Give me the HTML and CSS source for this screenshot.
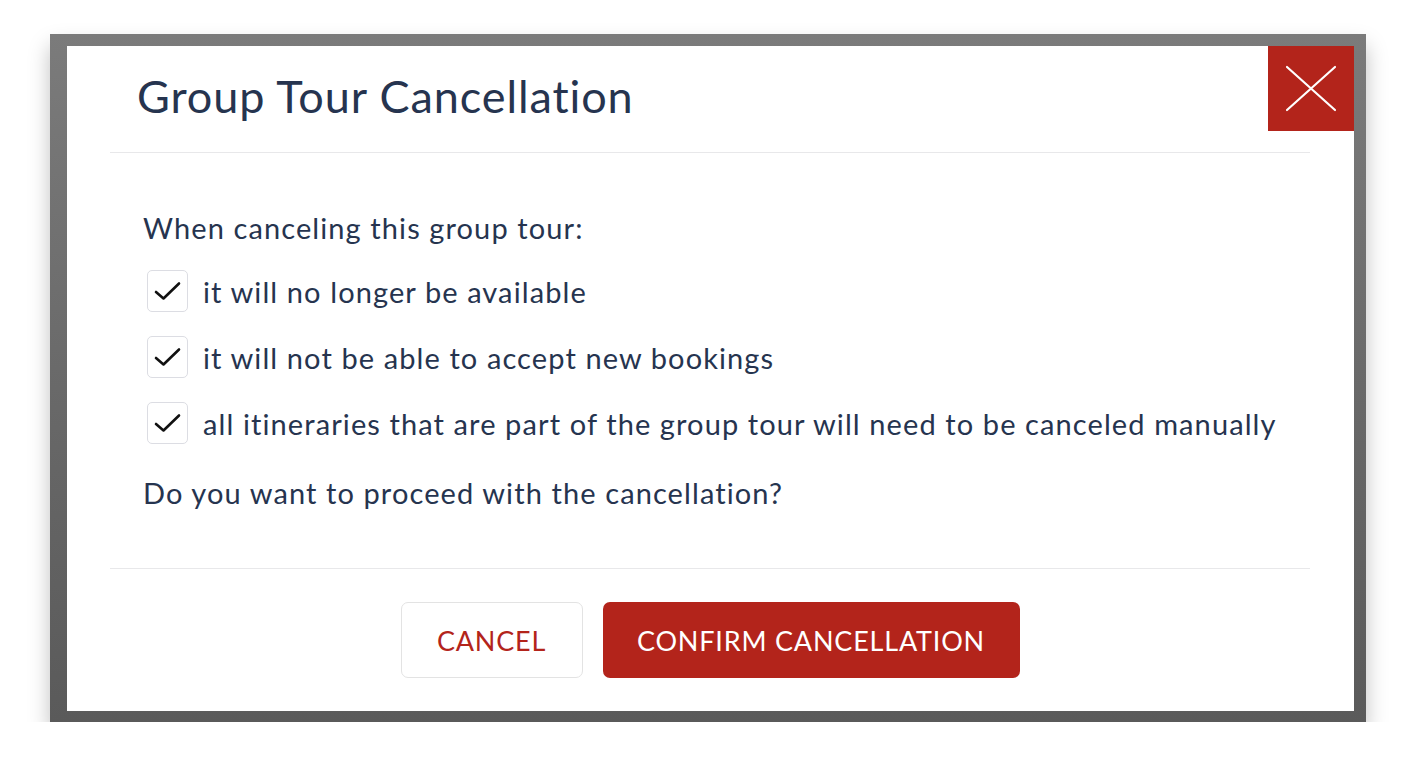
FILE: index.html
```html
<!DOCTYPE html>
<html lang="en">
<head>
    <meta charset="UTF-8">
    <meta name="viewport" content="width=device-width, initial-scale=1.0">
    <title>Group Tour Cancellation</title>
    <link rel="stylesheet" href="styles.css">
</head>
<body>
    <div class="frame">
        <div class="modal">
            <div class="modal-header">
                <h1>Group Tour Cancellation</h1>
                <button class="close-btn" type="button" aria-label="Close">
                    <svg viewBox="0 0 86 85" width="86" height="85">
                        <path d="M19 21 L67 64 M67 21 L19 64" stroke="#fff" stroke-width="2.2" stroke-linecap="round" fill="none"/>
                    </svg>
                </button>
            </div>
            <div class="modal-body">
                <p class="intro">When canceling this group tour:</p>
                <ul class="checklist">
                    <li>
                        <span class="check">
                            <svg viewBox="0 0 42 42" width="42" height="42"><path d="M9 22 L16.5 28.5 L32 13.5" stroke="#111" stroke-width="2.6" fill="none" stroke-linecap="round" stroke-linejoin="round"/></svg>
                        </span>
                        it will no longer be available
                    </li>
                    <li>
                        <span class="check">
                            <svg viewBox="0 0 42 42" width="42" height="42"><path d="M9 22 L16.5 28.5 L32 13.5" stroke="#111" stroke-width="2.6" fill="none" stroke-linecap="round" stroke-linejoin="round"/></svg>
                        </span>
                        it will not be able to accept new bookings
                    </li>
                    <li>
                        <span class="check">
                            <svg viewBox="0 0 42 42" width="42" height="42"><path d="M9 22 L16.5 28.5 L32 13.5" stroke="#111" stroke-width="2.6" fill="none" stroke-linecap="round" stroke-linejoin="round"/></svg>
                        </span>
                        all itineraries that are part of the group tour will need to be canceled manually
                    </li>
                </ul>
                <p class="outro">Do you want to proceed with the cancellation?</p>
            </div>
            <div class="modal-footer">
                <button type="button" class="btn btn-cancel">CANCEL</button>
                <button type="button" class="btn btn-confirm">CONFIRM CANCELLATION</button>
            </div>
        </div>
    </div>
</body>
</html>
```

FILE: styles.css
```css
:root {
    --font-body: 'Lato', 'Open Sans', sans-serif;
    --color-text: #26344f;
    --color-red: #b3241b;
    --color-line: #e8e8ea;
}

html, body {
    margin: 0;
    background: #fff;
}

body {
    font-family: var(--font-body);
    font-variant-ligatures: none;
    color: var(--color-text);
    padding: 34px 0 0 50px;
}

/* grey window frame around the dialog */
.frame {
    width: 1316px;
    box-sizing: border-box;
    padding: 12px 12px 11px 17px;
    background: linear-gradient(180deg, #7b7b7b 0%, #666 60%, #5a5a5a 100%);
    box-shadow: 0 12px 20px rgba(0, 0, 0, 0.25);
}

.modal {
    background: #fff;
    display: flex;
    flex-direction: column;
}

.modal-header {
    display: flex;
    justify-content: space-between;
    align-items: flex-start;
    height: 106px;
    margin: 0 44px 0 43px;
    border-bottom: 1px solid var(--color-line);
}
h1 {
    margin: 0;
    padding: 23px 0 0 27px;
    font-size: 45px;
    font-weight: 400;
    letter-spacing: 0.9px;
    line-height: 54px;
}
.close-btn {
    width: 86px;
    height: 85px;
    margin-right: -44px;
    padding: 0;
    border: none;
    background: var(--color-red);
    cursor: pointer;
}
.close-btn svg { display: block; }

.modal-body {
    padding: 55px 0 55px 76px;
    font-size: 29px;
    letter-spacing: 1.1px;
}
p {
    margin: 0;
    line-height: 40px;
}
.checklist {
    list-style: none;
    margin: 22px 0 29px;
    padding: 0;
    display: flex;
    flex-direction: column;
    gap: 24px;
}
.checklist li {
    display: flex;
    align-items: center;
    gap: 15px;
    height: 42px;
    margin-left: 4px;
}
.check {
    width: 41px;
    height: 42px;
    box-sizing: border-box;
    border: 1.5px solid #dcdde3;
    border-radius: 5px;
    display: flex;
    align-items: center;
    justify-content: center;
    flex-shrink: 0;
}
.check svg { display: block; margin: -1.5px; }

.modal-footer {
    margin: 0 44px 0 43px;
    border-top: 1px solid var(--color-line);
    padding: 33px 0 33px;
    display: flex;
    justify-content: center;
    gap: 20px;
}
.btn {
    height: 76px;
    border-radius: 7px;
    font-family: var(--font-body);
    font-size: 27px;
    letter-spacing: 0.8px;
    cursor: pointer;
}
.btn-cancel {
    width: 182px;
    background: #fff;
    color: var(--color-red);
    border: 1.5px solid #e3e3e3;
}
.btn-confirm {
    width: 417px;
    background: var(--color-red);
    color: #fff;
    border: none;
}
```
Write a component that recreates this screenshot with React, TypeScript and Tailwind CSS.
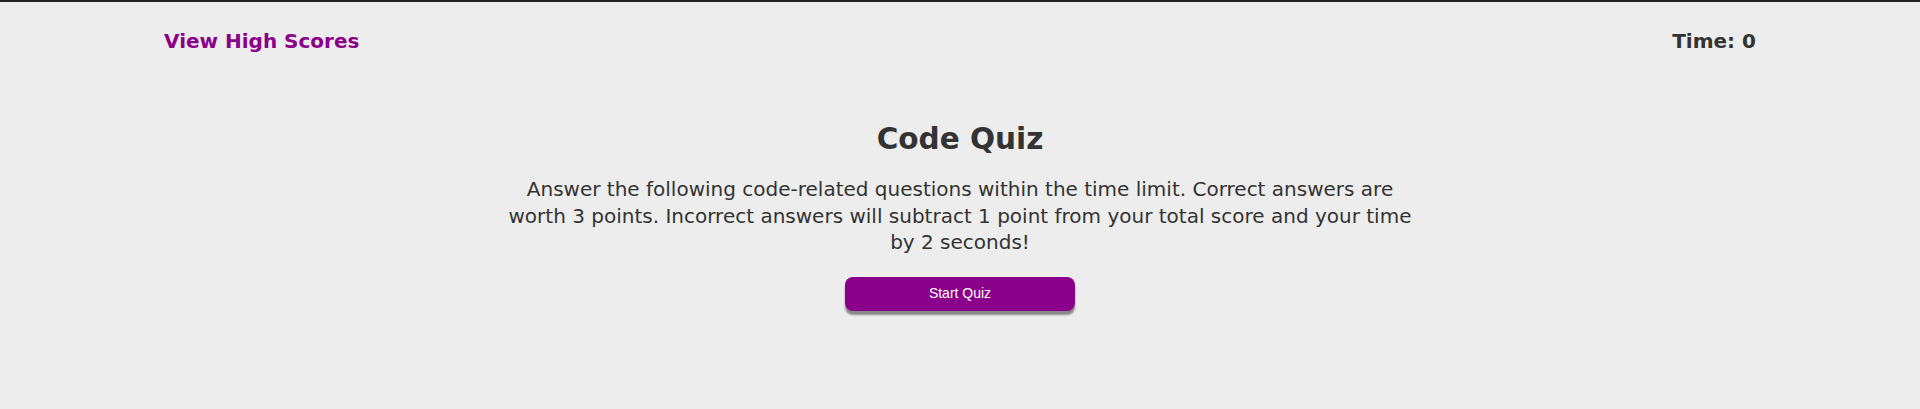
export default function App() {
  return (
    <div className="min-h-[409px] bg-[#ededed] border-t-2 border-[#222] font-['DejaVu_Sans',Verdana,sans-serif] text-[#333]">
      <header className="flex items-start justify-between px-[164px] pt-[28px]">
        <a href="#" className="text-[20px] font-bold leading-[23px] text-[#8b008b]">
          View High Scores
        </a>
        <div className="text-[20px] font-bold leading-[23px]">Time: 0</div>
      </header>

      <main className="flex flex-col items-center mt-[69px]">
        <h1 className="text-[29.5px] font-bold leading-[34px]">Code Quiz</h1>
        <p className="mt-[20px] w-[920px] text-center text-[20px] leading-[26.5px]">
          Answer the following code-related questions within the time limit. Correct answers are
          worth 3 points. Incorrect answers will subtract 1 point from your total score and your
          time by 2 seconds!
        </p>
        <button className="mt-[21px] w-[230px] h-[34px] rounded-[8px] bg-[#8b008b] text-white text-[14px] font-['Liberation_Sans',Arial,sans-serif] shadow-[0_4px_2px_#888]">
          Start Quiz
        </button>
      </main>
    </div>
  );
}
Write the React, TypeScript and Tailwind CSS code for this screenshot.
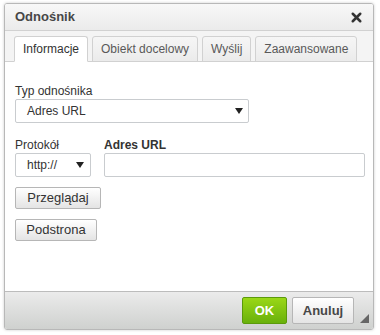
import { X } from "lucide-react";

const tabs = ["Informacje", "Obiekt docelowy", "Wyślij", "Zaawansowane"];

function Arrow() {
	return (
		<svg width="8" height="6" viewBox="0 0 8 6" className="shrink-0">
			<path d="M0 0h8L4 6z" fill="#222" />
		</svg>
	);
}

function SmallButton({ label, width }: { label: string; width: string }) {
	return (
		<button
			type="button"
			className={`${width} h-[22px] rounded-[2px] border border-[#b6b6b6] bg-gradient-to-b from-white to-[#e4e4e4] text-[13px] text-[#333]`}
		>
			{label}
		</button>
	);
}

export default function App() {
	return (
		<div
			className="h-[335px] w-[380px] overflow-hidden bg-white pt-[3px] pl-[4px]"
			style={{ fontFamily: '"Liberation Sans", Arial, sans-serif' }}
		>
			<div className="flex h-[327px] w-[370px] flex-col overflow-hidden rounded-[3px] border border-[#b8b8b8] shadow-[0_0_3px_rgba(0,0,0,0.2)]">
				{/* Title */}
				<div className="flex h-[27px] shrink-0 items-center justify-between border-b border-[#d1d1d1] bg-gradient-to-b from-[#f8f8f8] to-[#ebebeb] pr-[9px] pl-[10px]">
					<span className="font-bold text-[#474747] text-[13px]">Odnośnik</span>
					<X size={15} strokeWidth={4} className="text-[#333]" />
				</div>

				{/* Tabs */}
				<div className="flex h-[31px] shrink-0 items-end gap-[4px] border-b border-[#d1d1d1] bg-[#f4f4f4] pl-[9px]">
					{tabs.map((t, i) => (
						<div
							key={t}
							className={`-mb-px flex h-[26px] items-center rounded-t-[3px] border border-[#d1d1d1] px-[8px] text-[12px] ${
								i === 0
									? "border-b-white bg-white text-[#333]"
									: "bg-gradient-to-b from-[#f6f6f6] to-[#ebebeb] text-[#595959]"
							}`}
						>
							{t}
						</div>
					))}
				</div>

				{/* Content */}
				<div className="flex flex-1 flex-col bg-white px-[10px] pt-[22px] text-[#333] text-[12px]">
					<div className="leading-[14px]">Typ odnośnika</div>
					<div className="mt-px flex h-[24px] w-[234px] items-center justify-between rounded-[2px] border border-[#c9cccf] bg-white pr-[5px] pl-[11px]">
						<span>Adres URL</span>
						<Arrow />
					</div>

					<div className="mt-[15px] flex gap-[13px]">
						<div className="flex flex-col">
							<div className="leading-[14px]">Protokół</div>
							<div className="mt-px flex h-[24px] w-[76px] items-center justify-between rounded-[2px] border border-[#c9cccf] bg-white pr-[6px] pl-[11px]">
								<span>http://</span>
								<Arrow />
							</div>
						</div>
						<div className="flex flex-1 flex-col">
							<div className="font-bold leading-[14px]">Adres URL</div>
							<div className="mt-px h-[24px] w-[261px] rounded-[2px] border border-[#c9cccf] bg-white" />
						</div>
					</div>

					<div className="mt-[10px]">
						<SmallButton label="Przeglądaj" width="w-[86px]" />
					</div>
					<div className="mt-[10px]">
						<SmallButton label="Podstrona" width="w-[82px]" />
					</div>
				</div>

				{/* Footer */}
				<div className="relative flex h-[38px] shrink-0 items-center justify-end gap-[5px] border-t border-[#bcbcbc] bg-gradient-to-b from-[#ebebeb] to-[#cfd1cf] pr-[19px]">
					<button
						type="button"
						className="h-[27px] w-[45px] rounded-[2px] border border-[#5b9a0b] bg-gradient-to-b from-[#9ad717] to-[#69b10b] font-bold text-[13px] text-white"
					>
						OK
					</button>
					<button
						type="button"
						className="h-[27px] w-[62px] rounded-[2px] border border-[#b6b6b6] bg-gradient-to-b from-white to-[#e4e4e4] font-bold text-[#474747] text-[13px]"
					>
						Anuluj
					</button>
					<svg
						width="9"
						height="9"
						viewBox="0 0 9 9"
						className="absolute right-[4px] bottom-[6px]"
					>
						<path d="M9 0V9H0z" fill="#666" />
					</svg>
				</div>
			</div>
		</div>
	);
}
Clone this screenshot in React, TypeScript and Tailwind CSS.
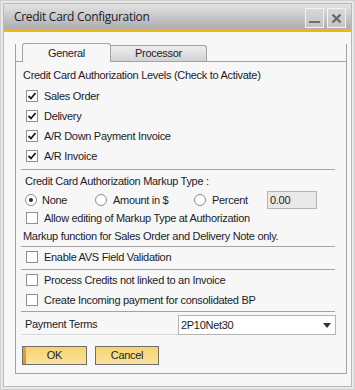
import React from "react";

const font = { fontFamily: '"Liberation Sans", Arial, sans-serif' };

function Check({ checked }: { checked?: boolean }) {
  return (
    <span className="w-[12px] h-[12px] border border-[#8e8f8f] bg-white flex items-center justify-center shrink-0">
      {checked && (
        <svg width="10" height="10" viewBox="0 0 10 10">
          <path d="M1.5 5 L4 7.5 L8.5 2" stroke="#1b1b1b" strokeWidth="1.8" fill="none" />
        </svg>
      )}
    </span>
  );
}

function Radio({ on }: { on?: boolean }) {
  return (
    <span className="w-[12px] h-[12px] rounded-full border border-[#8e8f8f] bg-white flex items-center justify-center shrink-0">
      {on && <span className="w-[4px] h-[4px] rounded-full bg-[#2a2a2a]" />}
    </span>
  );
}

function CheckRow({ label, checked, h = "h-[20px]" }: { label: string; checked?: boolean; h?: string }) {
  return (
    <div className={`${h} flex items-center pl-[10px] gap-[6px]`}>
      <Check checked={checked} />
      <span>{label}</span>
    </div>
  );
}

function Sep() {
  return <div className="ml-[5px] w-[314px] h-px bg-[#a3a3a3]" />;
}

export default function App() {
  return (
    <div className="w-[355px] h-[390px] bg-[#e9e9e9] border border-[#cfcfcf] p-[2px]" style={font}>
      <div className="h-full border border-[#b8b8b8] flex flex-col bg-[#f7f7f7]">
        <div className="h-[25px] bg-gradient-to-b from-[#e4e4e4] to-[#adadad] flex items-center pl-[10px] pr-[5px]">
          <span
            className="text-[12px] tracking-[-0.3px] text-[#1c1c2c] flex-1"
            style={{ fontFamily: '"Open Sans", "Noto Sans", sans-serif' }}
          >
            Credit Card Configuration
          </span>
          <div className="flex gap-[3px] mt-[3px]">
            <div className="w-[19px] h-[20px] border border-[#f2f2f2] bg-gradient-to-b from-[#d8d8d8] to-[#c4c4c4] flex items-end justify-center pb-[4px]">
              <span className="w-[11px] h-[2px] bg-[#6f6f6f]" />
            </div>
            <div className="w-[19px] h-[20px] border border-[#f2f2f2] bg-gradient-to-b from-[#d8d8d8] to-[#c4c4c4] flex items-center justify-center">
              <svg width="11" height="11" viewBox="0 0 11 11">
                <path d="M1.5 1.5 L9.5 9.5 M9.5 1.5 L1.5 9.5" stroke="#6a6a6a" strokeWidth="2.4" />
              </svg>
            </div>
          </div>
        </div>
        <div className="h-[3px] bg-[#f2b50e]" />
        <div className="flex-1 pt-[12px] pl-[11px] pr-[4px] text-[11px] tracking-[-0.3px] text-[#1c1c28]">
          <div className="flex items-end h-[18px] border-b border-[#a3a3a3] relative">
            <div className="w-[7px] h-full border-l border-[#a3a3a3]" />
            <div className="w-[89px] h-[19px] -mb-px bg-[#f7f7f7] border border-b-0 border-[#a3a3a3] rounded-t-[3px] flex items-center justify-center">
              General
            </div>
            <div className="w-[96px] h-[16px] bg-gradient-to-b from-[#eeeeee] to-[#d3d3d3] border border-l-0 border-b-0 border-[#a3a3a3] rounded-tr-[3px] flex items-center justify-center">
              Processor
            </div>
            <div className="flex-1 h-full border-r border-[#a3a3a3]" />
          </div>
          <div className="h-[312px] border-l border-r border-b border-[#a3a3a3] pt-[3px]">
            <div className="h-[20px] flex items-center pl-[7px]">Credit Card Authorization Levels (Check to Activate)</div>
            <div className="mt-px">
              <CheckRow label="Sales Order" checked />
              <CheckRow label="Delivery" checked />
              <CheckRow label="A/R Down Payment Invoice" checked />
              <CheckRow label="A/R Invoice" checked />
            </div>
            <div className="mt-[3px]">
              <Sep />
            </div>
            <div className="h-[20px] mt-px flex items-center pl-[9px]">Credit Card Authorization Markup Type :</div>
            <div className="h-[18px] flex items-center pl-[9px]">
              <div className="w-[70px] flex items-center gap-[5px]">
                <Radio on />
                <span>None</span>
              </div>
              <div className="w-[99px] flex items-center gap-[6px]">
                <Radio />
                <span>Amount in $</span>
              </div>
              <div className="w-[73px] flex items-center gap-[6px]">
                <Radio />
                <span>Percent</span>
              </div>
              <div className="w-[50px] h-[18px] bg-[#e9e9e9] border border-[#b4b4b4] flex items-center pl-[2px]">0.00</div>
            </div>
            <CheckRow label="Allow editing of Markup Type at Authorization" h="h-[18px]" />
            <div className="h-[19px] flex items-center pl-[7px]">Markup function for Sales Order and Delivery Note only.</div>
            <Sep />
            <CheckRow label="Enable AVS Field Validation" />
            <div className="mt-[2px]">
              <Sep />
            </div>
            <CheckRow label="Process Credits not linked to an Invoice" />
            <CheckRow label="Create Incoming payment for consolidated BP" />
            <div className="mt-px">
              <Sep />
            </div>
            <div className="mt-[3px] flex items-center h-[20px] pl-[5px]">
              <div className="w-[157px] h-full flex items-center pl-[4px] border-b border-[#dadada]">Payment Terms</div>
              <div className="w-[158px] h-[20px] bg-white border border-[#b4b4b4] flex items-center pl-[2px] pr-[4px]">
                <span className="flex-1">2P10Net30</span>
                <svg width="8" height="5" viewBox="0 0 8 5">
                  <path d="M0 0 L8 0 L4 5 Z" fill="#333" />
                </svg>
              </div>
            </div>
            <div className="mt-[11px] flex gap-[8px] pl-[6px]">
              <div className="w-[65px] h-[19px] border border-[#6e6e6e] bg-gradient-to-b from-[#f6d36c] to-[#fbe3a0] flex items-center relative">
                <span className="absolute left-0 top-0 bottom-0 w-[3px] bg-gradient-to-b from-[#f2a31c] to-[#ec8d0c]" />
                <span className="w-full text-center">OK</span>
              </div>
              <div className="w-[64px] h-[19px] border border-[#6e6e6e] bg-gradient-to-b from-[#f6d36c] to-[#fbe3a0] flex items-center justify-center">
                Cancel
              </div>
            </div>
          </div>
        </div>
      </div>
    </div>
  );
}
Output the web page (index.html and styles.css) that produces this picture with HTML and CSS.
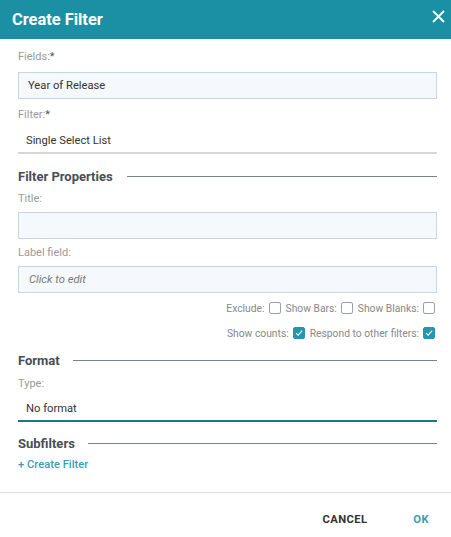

+---+

Of all the lines above, how many contain "Tailwind"? Give the number and nothing more.

3